Vitali talks of the Italian tradition of craftsmanship and design, and of the importance of personalisation and customisation in defining modern luxury. He sees this venture not as something purely automotive, but as a way of treating cars as fashion. Already, Garage Italia has collaborated with Hublot watches. Clothing and accessories are sure to follow.

Opened in 2017, Garage Italia is the brainchild of entrepreneur and designer Lapo Elkann, the man who launched Ferrari’s Tailor Made programme back in 2006. ‘Lapo figured that as Ferrari was a very historical brand, it had always limited what customers could do to personalise their vehicles with respect to materials and colours,’ explains Vitali. ‘So he came up with the idea of allowing people to really personalise a supercar.’ It was a success, and several years later, Elkann and his designer, Carlo Borromeo, hatched the idea of Garage Italia.

What is interesting here, though, is that the service on offer is peculiarly democratic. Creative director Borromeo explains, ‘We want to give all kinds of people the opportunity to customise their vehicles, not only the super, super wealthy, but also young people.’ So Garage Italia is just as keen for you to bring in your old VW Beetle or Alfa Romeo Giulia as it is your brand new Ferrari.

Witness its cute Icon-e project, which brings back the spirit of the iconic car while making much-loved models contemporary, usable and fun through electrical redevelopment.

In this first release, the roof of the Fiat 500 Jolly Icon-e has been removed, hand-made seats with woven natural rope are installed and, hey presto, you have a brand new electric run-around, complete with authentic Italian heritage.

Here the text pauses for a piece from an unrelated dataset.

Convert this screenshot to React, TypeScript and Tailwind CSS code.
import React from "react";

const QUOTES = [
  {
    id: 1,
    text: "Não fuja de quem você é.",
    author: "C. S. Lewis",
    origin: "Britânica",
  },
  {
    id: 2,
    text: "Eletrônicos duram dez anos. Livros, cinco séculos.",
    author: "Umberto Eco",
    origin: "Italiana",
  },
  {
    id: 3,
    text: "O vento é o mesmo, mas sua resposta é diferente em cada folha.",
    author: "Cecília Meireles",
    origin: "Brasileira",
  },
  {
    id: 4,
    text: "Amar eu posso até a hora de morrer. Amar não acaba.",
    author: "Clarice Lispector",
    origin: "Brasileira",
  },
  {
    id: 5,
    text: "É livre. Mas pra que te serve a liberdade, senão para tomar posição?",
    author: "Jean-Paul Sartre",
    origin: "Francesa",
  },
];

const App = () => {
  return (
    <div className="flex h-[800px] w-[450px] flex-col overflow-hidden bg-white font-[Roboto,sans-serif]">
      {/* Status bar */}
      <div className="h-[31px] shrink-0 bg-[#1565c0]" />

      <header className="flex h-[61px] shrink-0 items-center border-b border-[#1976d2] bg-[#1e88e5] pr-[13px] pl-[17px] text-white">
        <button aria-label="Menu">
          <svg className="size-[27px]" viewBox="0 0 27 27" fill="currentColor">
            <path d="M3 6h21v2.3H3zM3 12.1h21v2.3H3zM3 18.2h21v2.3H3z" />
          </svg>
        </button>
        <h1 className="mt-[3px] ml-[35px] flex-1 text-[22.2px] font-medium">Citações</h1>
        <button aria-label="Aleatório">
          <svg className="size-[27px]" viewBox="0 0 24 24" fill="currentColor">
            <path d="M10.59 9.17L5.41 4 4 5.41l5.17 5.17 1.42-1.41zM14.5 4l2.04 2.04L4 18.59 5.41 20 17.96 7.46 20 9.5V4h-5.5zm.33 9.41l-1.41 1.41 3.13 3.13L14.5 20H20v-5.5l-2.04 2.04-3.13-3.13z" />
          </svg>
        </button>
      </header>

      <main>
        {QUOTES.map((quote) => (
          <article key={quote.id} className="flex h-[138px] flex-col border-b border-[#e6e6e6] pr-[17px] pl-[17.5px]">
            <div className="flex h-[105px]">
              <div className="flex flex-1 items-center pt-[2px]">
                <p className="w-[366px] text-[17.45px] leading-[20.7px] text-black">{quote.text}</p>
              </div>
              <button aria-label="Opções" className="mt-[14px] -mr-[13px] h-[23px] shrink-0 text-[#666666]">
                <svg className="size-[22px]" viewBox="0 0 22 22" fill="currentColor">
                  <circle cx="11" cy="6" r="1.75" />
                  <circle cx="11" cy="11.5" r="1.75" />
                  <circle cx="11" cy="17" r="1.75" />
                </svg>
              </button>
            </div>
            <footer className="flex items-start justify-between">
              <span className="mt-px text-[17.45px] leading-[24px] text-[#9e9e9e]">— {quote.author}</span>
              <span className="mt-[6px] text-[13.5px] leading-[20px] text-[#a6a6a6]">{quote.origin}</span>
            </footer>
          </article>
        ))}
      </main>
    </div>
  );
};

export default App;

‘We all grew up in Milan here in the company, and one day we made a list of all the cars that we have a deep and cultural attachment to,’ Borromeo explains. ‘Which cars are the true icons and represent something to our collective imaginations? Could we revive these and make them viable for our current times? That’s how we arrived at the Fiat 500 Jolly. People love that car, but if you’ve ever tried to drive one it’s kind of a mess – no synchroniser on the gear shifter so you grind the gears and burn so much oil that it pollutes. That’s not relevant today but we can preserve the spirit and bring it into the modern age so everyone can appreciate it for what it could have been, not what it was.’

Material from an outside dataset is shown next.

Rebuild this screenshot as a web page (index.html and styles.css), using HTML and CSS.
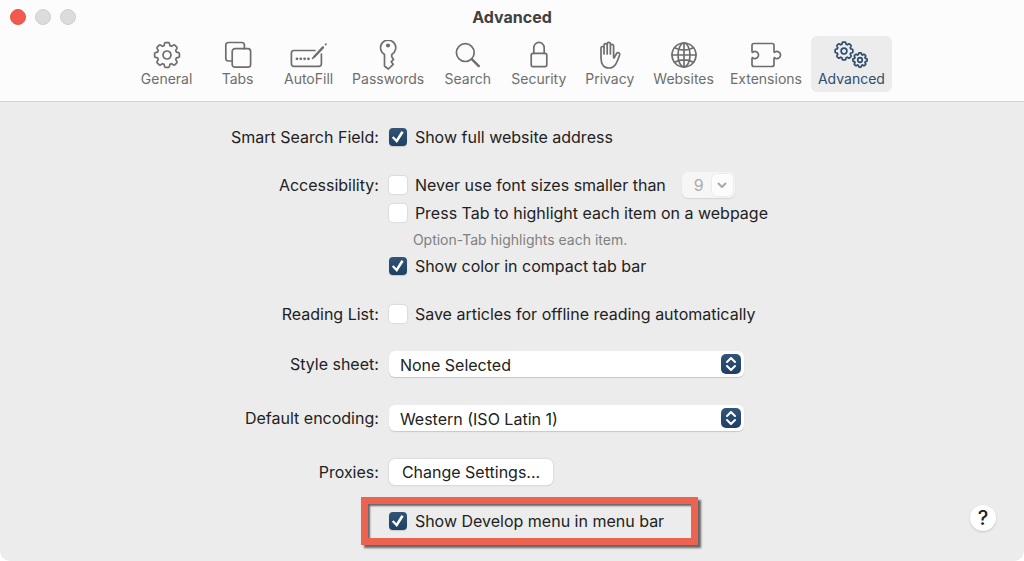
FILE: index.html
```
<!DOCTYPE html>
<html lang="en">
<head>
  <meta charset="UTF-8">
  <meta name="viewport" content="width=device-width, initial-scale=1.0">
  <title>Advanced</title>
  <link rel="stylesheet" href="styles.css">
</head>
<body>
  <!-- Shared gear shape -->
  <svg class="defs" width="0" height="0" aria-hidden="true">
    <symbol id="gear" viewBox="-14 -14 28 28" overflow="visible">
      <path vector-effect="non-scaling-stroke" d="M9.4-2.9L11.6-2.4Q12.4-2.2 12.4-1.4V1.4Q12.4 2.2 11.6 2.4L9.4 2.9L8.7 4.6L9.9 6.5Q10.3 7.2 9.8 7.8L7.8 9.8Q7.2 10.3 6.5 9.9L4.6 8.7L2.9 9.4L2.4 11.6Q2.2 12.4 1.4 12.4H-1.4Q-2.2 12.4-2.4 11.6L-2.9 9.4L-4.6 8.7L-6.5 9.9Q-7.2 10.3-7.8 9.8L-9.8 7.8Q-10.3 7.2-9.9 6.5L-8.7 4.6L-9.4 2.9L-11.6 2.4Q-12.4 2.2-12.4 1.4V-1.4Q-12.4-2.2-11.6-2.4L-9.4-2.9L-8.7-4.6L-9.9-6.5Q-10.3-7.2-9.8-7.8L-7.8-9.8Q-7.2-10.3-6.5-9.9L-4.6-8.7L-2.9-9.4L-2.4-11.6Q-2.2-12.4-1.4-12.4H1.4Q2.2-12.4 2.4-11.6L2.9-9.4L4.6-8.7L6.5-9.9Q7.2-10.3 7.8-9.8L9.8-7.8Q10.3-7.2 9.9-6.5L8.7-4.6Z"/>
      <circle vector-effect="non-scaling-stroke" r="4"/>
    </symbol>
  </svg>

  <div class="window">
    <header class="header">
      <div class="titlebar">
        <div class="lights">
          <button class="light close" aria-label="Close"></button>
          <button class="light" aria-label="Minimize" disabled></button>
          <button class="light" aria-label="Zoom" disabled></button>
        </div>
        <h1>Advanced</h1>
      </div>

      <nav class="toolbar">
        <button class="tab">
          <svg class="icon" viewBox="-20 -15 40 30"><use href="#gear" x="-14" y="-14" width="28" height="28"/></svg>
          General
        </button>
        <button class="tab">
          <svg class="icon" viewBox="-20 -15 40 30">
            <path d="M-6 6H-9.5A2.7 2.7 0 0 1-12.2 3.3V-9.8A2.7 2.7 0 0 1-9.5-12.5H3.7A2.7 2.7 0 0 1 6.4-9.8V-6.3"/>
            <rect x="-5.800" y="-6.300" width="18.400" height="18.400" rx="2.700"/>
          </svg>
          Tabs
        </button>
        <button class="tab">
          <svg class="icon" viewBox="-20 -15 40 30">
            <path d="M6-4.5H-15.2A2.4 2.4 0 0 0-17.6-2.1V9A2.4 2.4 0 0 0-15.2 11.4H10A2.4 2.4 0 0 0 12.4 9V-1"/>
            <path class="thick" d="M5.5 1.5L14-7.6"/>
            <path d="M3.6 3.4L6 1M16.5-10.3L17-10.8"/>
            <g class="solid"><circle cx="-12" cy="3.8" r="1.4"/><circle cx="-8.2" cy="3.8" r="1.4"/><circle cx="-4.4" cy="3.8" r="1.4"/><circle cx="-.6" cy="3.8" r="1.4"/></g>
          </svg>
          AutoFill
        </button>
        <button class="tab">
          <svg class="icon" viewBox="-20 -15 40 30">
            <path d="M-3.5-.6A7.6 7.6 0 1 1 3.8-.6V2L5.5 4.3L3.2 6.800L5.2 9.3L.4 14L-3.5 11Z"/>
            <circle class="solid" cx="0" cy="-9.5" r="2.1"/>
          </svg>
          Passwords
        </button>
        <button class="tab">
          <svg class="icon" viewBox="-20 -15 40 30">
            <circle cx="-2.7" cy="-2.4" r="8.9"/>
            <path class="thick" d="M4 4.3L10.8 11.1"/>
          </svg>
          Search
        </button>
        <button class="tab">
          <svg class="icon" viewBox="-20 -15 40 30">
            <rect x="-7.8" y="-1.6" width="15.6" height="13.2" rx="1.8"/>
            <path d="M-5.2-1.6V-7A5.2 5.6 0 0 1 5.2-7V-1.6"/>
          </svg>
          Security
        </button>
        <button class="tab">
          <svg class="icon" viewBox="-20 -15 40 30">
            <path d="M-6-1V-7A1.5 1.5 0 0 0-9-7V3C-9 9.5-6 13-1 13C1.5 13 4 12 6 8.7C7.5 6 8.5 3 9.7-.2A1.7 1.7 0 0 0 6.6-1.5L4 3L3.6 2.5V-9A1.6 1.6 0 0 0 .4-9V-1M-6-7V-9.8A1.6 1.6 0 0 1-2.8-9.8V-1M-2.8-9.8V-11A1.6 1.6 0 0 1 .4-11V-8"/>
          </svg>
          Privacy
        </button>
        <button class="tab">
          <svg class="icon" viewBox="-20 -15 40 30">
            <circle r="12"/>
            <ellipse rx="6" ry="12"/>
            <path d="M0-12V12M-12 0H12M-9.5-7.3Q0-2.5 9.5-7.3M-9.5 7.3Q0 2.5 9.5 7.3"/>
          </svg>
          Websites
        </button>
        <button class="tab">
          <svg class="icon" viewBox="-20 -15 40 30">
            <path d="M-12-11.500H6A2 2 0 0 1 8-9.500V-4C8-2.300 8.700-2.400 9.300-3.200A3.600 3.600 0 1 1 9.300 3.200C8.700 2.400 8 2.300 8 4V9.500A2 2 0 0 1 6 11.500H-12A2 2 0 0 1-14 9.500V4C-14 2.300-13.300 2.400-12.700 3.200A3.600 3.600 0 1 0-12.700-3.200C-13.300-2.400-14-2.300-14-4V-9.500A2 2 0 0 1-12-11.500Z"/>
          </svg>
          Extensions
        </button>
        <button class="tab active" aria-current="page">
          <svg class="icon" viewBox="-20 -15 40 30">
            <use href="#gear" x="-17" y="-14" width="20" height="20"/>
            <use href="#gear" x="1" y="-3" width="16" height="16"/>
          </svg>
          Advanced
        </button>
      </nav>
    </header>

    <main class="settings">
      <div class="row">
        <span class="name">Smart Search Field:</span>
        <div class="controls">
          <label class="check"><input type="checkbox" checked>Show full website address</label>
        </div>
      </div>

      <div class="row">
        <span class="name">Accessibility:</span>
        <div class="controls">
          <div class="line">
            <label class="check"><input type="checkbox">Never use font sizes smaller than</label>
            <div class="combo">
              <input type="text" value="9" aria-label="Minimum font size" disabled>
              <button aria-label="Choose font size" disabled>
                <svg width="10" height="6" viewBox="0 0 10 6"><path d="M1 1L5 5L9 1"/></svg>
              </button>
            </div>
          </div>
          <label class="check"><input type="checkbox">Press Tab to highlight each item on a webpage</label>
          <p class="hint">Option-Tab highlights each item.</p>
          <label class="check"><input type="checkbox" checked>Show color in compact tab bar</label>
        </div>
      </div>

      <div class="row">
        <span class="name">Reading List:</span>
        <div class="controls">
          <label class="check"><input type="checkbox">Save articles for offline reading automatically</label>
        </div>
      </div>

      <div class="row popup-row">
        <label class="name" for="style-sheet">Style sheet:</label>
        <div class="popup">
          <select id="style-sheet"><option>None Selected</option></select>
          <svg class="arrows" viewBox="0 0 20 20"><path d="M6 8L10 4L14 8M6 12L10 16L14 12"/></svg>
        </div>
      </div>

      <div class="row popup-row">
        <label class="name" for="encoding">Default encoding:</label>
        <div class="popup">
          <select id="encoding"><option>Western (ISO Latin 1)</option></select>
          <svg class="arrows" viewBox="0 0 20 20"><path d="M6 8L10 4L14 8M6 12L10 16L14 12"/></svg>
        </div>
      </div>

      <div class="row">
        <span class="name">Proxies:</span>
        <div class="controls">
          <button class="push">Change Settings...</button>
        </div>
      </div>

      <div class="row last">
        <div class="highlight">
          <label class="check"><input type="checkbox" checked>Show Develop menu in menu bar</label>
        </div>
        <button class="help" aria-label="Help">?</button>
      </div>
    </main>
  </div>
</body>
</html>
```
FILE: styles.css
```
* {
  box-sizing: border-box;
}

body {
  margin: 0;
  background: #fff;
  color: #222;
  font-family: Inter, "Liberation Sans", sans-serif;
  font-size: 16px;
}

button,
input,
select {
  margin: 0;
  padding: 0;
  border: 0;
  color: inherit;
  font: inherit;
}

.defs {
  position: absolute;
}

.window {
  min-height: 100vh;
  background: #ececec;
  border-radius: 0 0 10px 10px;
}

/* Title bar and toolbar */
.header {
  padding-bottom: 9px;
  background: #fcfcfc;
  border-bottom: 1px solid #d2d2d2;
}

.titlebar {
  display: grid;
  grid-template-columns: 1fr auto 1fr;
  align-items: center;
  height: 36px;
  padding: 0 10px 2px;
}

.lights {
  display: flex;
  gap: 9px;
}

.light {
  width: 16px;
  height: 16px;
  background: #dcdcdc;
  border: 1px solid #d0d0d0;
  border-radius: 50%;
}

.light.close {
  background: #f2594f;
  border-color: #e2564c;
}

h1 {
  margin: 0;
  color: #404040;
  font-size: 16px;
  font-weight: 700;
}

.toolbar {
  display: flex;
  justify-content: center;
  gap: 2px;
}

.tab {
  display: flex;
  flex-direction: column;
  align-items: center;
  min-width: 69px;
  height: 56px;
  padding: 4px 7px;
  background: none;
  border-radius: 6px;
  color: #6e6e6e;
  font-size: 14px;
  line-height: 18px;
}

.tab.active {
  background: #ececec;
  color: #2f4d6e;
}

.icon {
  width: 40px;
  height: 30px;
  fill: none;
  stroke: currentColor;
  stroke-width: 1.7;
  stroke-linecap: round;
  stroke-linejoin: round;
}

.icon .thick {
  stroke-width: 2.4;
}

.icon .solid {
  fill: currentColor;
  stroke: none;
}

/* Settings */
.settings {
  padding: 21px 0 12px;
}

.row {
  display: grid;
  grid-template-columns: 37% 1fr;
  column-gap: 10px;
  margin-bottom: 20px;
  line-height: 28px;
}

.popup-row {
  margin: 22px 0 26px;
}

.name {
  text-align: right;
}

.line {
  display: flex;
  align-items: center;
  gap: 16px;
}

.check {
  display: flex;
  align-items: center;
  gap: 8px;
}

.check input {
  appearance: none;
  display: grid;
  place-items: center;
  width: 18px;
  height: 18px;
  background: #fff;
  border-radius: 4px;
  box-shadow: 0 0 1px 1px #dcdcdc;
}

.check input:checked {
  background: linear-gradient(#315477, #1f4064);
  box-shadow: 0 1px 1px #c4c8cc;
}

.check input:checked::before {
  content: "";
  width: 12px;
  height: 12px;
  background: #fff;
  clip-path: polygon(0 56%, 14% 44%, 37% 68%, 80% 0, 98% 12%, 42% 100%);
}

.hint {
  margin: 0 0 0 24px;
  color: #808080;
  font-size: 14px;
  line-height: 25px;
}

.combo {
  display: flex;
  align-items: center;
  width: 53px;
  height: 26px;
  padding-right: 2px;
  background: #f6f6f6;
  border-radius: 6px;
  box-shadow: 0 1px 1px #d4d4d4;
}

.combo input {
  flex: 1;
  min-width: 0;
  height: 26px;
  padding-left: 4px;
  background: none;
  color: #acacac;
  text-align: center;
}

.combo button {
  display: grid;
  place-items: center;
  width: 21px;
  height: 22px;
  background: #fcfcfc;
  border-radius: 5px;
  box-shadow: 0 0 1px 1px #ececec;
}

.combo path {
  fill: none;
  stroke: #a8a8a8;
  stroke-width: 2;
}

.popup {
  display: grid;
  align-items: center;
  width: 355px;
  height: 28px;
}

.popup select,
.popup .arrows {
  grid-area: 1 / 1;
}

.popup select {
  appearance: none;
  height: 26px;
  padding: 0 32px 0 11px;
  background: #fff;
  border-radius: 6px;
  box-shadow: 0 1px 1px #c8c8c8;
}

.arrows {
  justify-self: end;
  width: 20px;
  height: 20px;
  margin-right: 3px;
  background: linear-gradient(#315477, #1f4064);
  border-radius: 5px;
  fill: none;
  stroke: #fff;
  stroke-width: 2;
  stroke-linecap: round;
  stroke-linejoin: round;
  pointer-events: none;
}

.push {
  height: 26px;
  padding: 0 13px;
  background: #fff;
  border-radius: 6px;
  box-shadow: 0 0 1px 1px #dedede, 0 1px 1px #c8c8c8;
  line-height: 26px;
}

.last {
  grid-template-columns: 37% auto 1fr;
  align-items: start;
  margin: -9px 0 0;
}

.highlight {
  grid-column: 2;
  margin-left: -28px;
  padding: 3px 27px 3px 21px;
  border: 7px solid #ec6352;
  box-shadow: 3px 3px 2px #666, inset 2px 2px 2px #666;
}

.help {
  justify-self: end;
  width: 26px;
  height: 26px;
  margin: 8px 28px 0 0;
  background: #fff;
  border-radius: 50%;
  box-shadow: 0 1px 2px #c4c4c4;
  font-size: 20px;
  font-weight: 500;
  line-height: 26px;
}
```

The Fiat 500 Jolly Icon-e electric vehicle has already caught the attention of customers and, interestingly, it has been adopted by car-hire company Hertz, which has commissioned Garage Italia to build some for its Selezione Italia fleet. One of these is even painted in the tricolour of the Italian flag.

‘Electrification is very reliable and gives great performance,’ says Borromeo. ‘You don’t need much power in a small car. It’s silent, it doesn’t pollute and when you drive around Italy in a Fiat 500 everybody smiles at you!’

So what next? An electric Fiat Panda? Borromeo says, actually, yes: a limited edition 4×4. In the meantime, Garage Italia will pursue its mission of offering customisation to anyone who wants it, for a car, boat, plane, helicopter or, even, motorbike. In the Materioteca, customers are taken through myriad options. There are 220,000 different colours available from German automotive paint specialists BASF, though you can always create your own by matching a favourite painting. Or sweater. Then, as well as hand-painted bodywork detailing and hi-tech sound systems, the trim available takes in leathers and materials like the suede-like Alcantara, which was developed in the 70s and used for racing car seats. If you want though, Garage Italia will upholster your car in suiting fabric.

While many bring their old cars in for a refresh, or new cars in for a makeover, some customers will work with Garage Italia and a car maker to create a vehicle from scratch. Then there are those who want their grandfather’s old Alfa Romeo restored and re-imagined. And the corporate motoring clients who are looking for something special for a car launch or event – such as BMW, which wanted a limited edition of 2015 models to sell exclusively in Switzerland.

The mantra here is that anything is possible. Although the team draws the line at changing the actual ‘physics’ of a machine. ‘Some places make body kits and do modifications to the original design of a car, but we try to be as respectful as possible, so manufacturers are willing to work with us,’ explains Borromeo. Apart from the recognition of the manufacturer’s art, it makes good business sense to show that respect too.